## Start Recorded information

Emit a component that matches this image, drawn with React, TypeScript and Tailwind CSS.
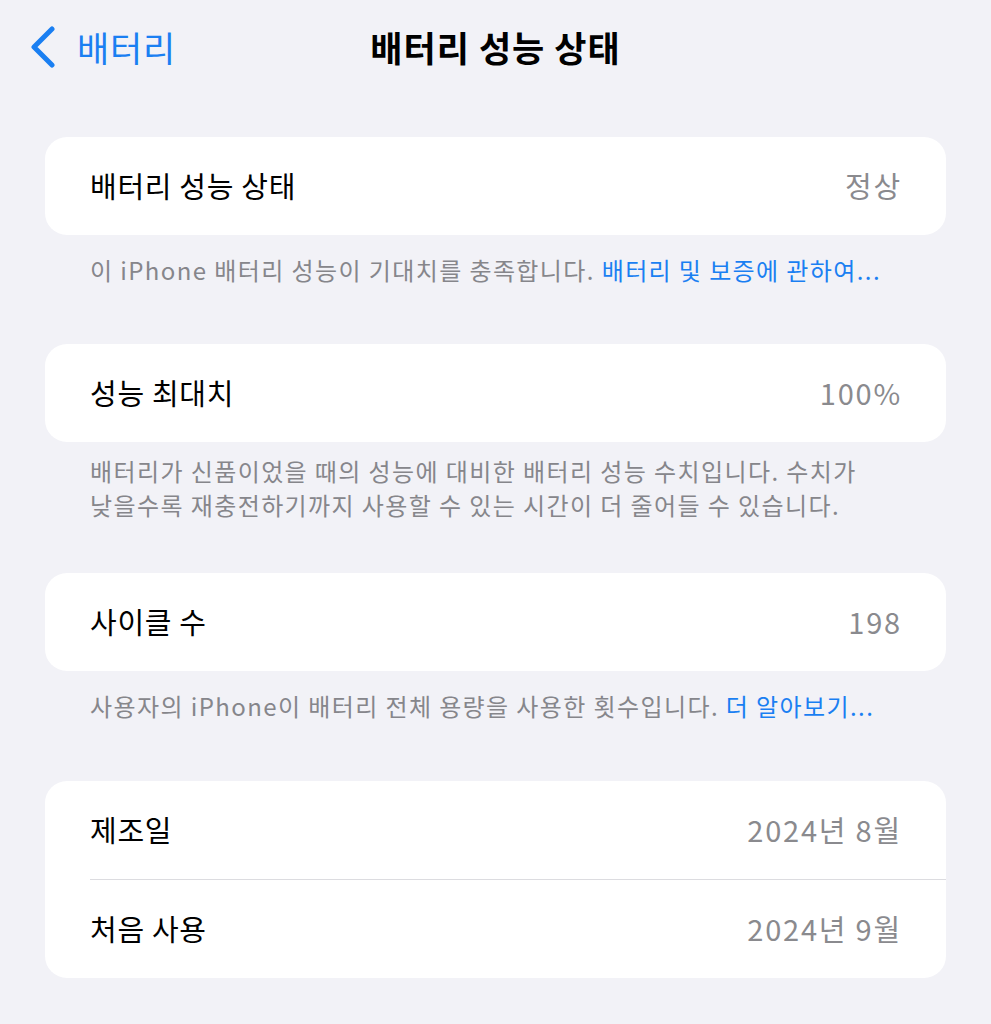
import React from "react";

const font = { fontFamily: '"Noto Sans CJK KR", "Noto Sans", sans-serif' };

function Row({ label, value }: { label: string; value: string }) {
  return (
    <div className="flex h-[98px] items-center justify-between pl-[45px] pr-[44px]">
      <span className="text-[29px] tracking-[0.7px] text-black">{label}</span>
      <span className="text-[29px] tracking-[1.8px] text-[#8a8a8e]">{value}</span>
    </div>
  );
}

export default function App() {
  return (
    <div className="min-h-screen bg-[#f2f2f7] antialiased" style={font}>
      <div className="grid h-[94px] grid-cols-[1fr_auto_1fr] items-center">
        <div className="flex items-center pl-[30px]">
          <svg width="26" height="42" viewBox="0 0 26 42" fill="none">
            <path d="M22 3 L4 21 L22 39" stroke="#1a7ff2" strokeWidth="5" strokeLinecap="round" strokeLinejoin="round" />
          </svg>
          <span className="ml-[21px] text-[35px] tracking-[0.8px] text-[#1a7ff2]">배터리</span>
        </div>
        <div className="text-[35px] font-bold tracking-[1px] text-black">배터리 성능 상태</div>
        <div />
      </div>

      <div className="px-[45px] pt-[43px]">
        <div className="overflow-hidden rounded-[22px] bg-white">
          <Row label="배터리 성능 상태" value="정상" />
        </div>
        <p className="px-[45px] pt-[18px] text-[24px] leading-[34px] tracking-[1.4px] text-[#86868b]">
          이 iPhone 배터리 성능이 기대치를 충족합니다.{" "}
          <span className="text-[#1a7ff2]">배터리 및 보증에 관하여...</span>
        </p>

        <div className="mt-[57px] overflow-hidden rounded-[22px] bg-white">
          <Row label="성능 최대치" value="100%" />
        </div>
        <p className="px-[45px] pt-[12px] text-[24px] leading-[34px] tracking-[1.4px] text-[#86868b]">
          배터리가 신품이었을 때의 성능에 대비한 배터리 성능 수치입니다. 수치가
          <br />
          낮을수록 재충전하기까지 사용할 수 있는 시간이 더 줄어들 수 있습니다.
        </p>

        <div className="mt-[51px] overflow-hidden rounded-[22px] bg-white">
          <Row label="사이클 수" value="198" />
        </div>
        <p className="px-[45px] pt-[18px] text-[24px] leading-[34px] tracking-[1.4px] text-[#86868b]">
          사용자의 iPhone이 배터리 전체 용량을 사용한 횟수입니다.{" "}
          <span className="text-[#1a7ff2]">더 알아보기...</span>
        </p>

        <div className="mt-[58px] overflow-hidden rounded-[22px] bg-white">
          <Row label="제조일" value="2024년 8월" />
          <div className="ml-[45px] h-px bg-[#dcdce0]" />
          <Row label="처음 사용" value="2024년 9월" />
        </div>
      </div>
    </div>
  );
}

## End Recorded information

## [Directions]
Pull every line containing "React" out of the data above.

## [Output of the exercise]
Emit a component that matches this image, drawn with React, TypeScript and Tailwind CSS.
import React from "react";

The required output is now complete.